Though they are not proper form of symmetry they can regarded as a special occurrence of it, where the regularity of the pattern is noticed changing the size of the elements. 

 
Sunflower Spiral


Millipede Spiral 

File:Low pressure system over Iceland.jpg


Spirals are common in plants and in some animals, notably molluscs. For example, in the nautilus, a cephalopod mollusc, each chamber of its shell is an approximate copy of the next one, scaled by a constant factor and arranged in a logarithmic spiral. Given a modern understanding of fractals, a growth spiral can be seen as a special case of self-similarity.
Plant spirals can be seen in phyllotaxis, the arrangement of leaves on a stem, and in the arrangement (parastichy) of other parts as in composite flower heads and seed heads like the sunflower or fruit structures like the pineapple and snake fruit, as well as in the pattern of scales in pine cones, where multiple spirals run both clockwise and anticlockwise.
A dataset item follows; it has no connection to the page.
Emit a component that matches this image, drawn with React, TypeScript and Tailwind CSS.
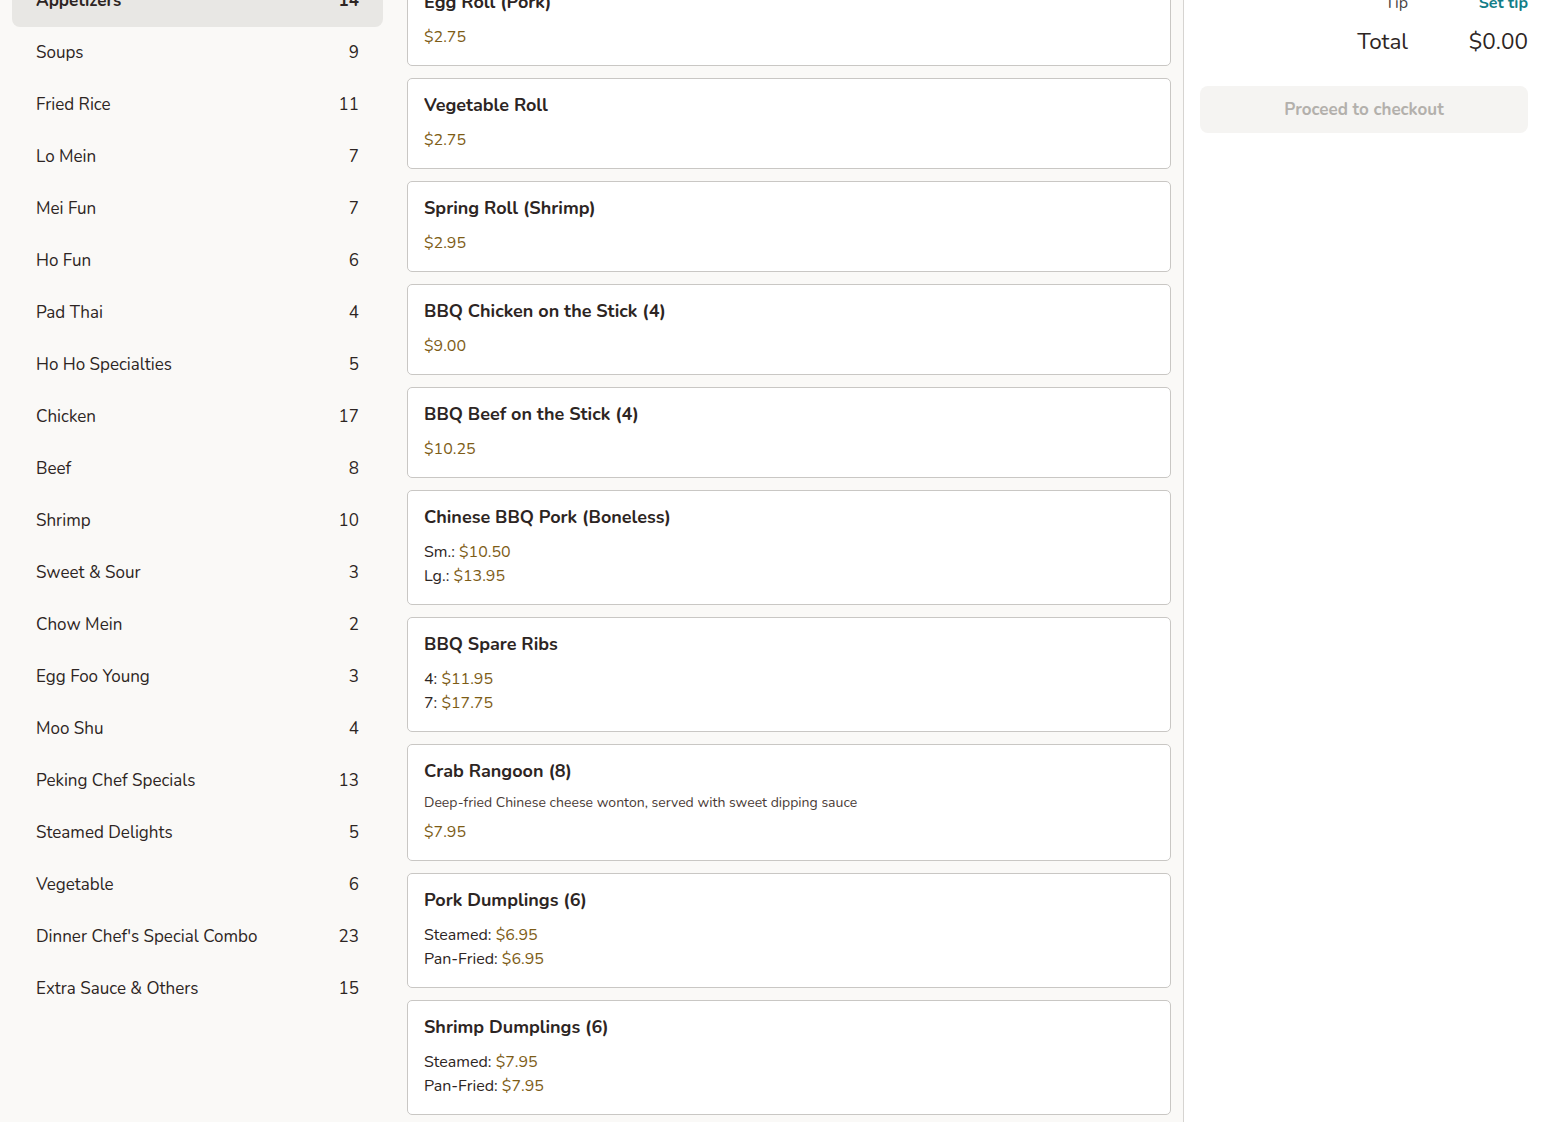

These arrangements have explanations at different levels – mathematics, physics, chemistry, biology – each individually correct, but all necessary together. Phyllotaxis spirals can be generated mathematically from Fibonacci ratios: the Fibonacci sequence runs 1, 1, 2, 3, 5, 8, 13... (each subsequent number being the sum of the two preceding ones). For example, when leaves alternate up a stem, one rotation of the spiral touches two leaves, so the pattern or ratio is 1/2. In hazel the ratio is 1/3; in apricot it is 2/5; in pear it is 3/8; in almond it is 5/13. In disc phyllotaxis as in the sunflower and daisy, the florets are arranged in Fermat's spiral with Fibonacci numbering, at least when the flowerhead is mature so all the elements are the same size. Fibonacci ratios approximate the golden angle, 137.508°, which governs the curvature of Fermat's spiral.